What ties these together is that the team faced a technical question they could not answer from off-the-shelf knowledge and worked through alternatives to resolve it.

What Usually Does Not Qualify

Knowing the exclusions is just as important, because claiming work that does not qualify weakens the credible parts of a claim. Activities that generally fail the test include:

  • Routine bug fixes and ordinary maintenance.
  • Cosmetic or purely visual UI changes.
  • Content creation and copy updates.
  • Market research, customer surveys, and most marketing work.
  • Work performed after a product is commercially released, where the uncertainty has already been resolved.
  • Research funded by someone else, where you do not bear the financial risk or retain rights to the results.

These tend to fail on the uncertainty or experimentation gates, or they fall outside what the credit is meant to reward.
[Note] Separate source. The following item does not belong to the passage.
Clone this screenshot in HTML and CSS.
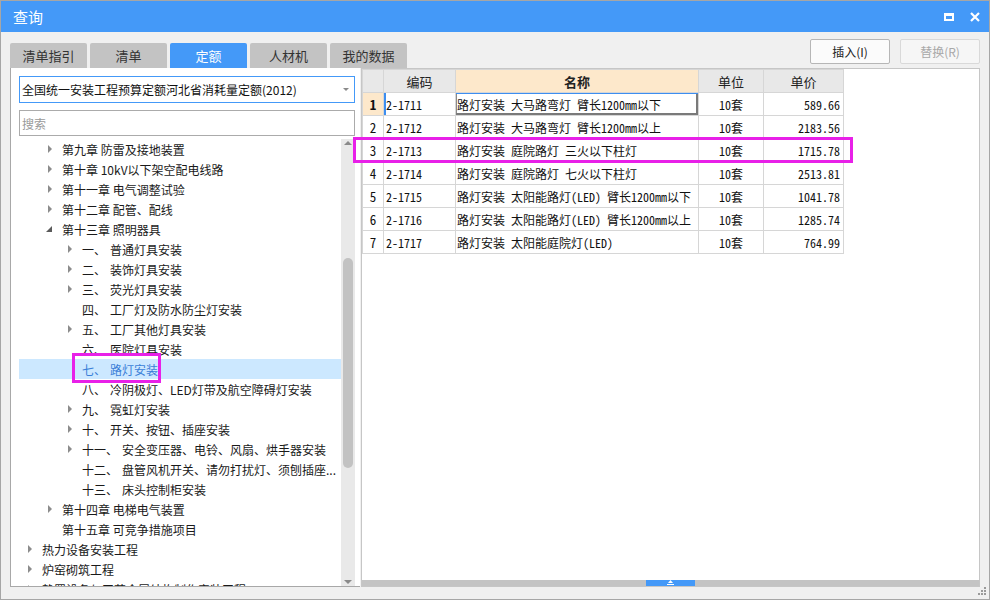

Where a given project sits is fact-dependent, so confirm the specifics with a CPA for your situation.

The Founder Takeaway

The headline for most SaaS teams is encouraging: ordinary engineering performed under genuine technical uncertainty usually qualifies. The work does not have to be groundbreaking or first-of-its-kind. It has to involve a real question your team did not already know how to answer, approached through experimentation.

In practice, most SaaS teams do more qualifying work than they realize. The reason it gets missed is that the four-part test is conceptual, and connecting it to specific activities and the costs behind them takes deliberate effort. That mapping, tying real engineering work to each of the four gates, is exactly the substantiation work TaxUpside helps SaaS teams produce.

This is general information, not tax advice. Whether a particular activity qualifies depends entirely on your facts, so confirm with a qualified CPA before relying on any of it.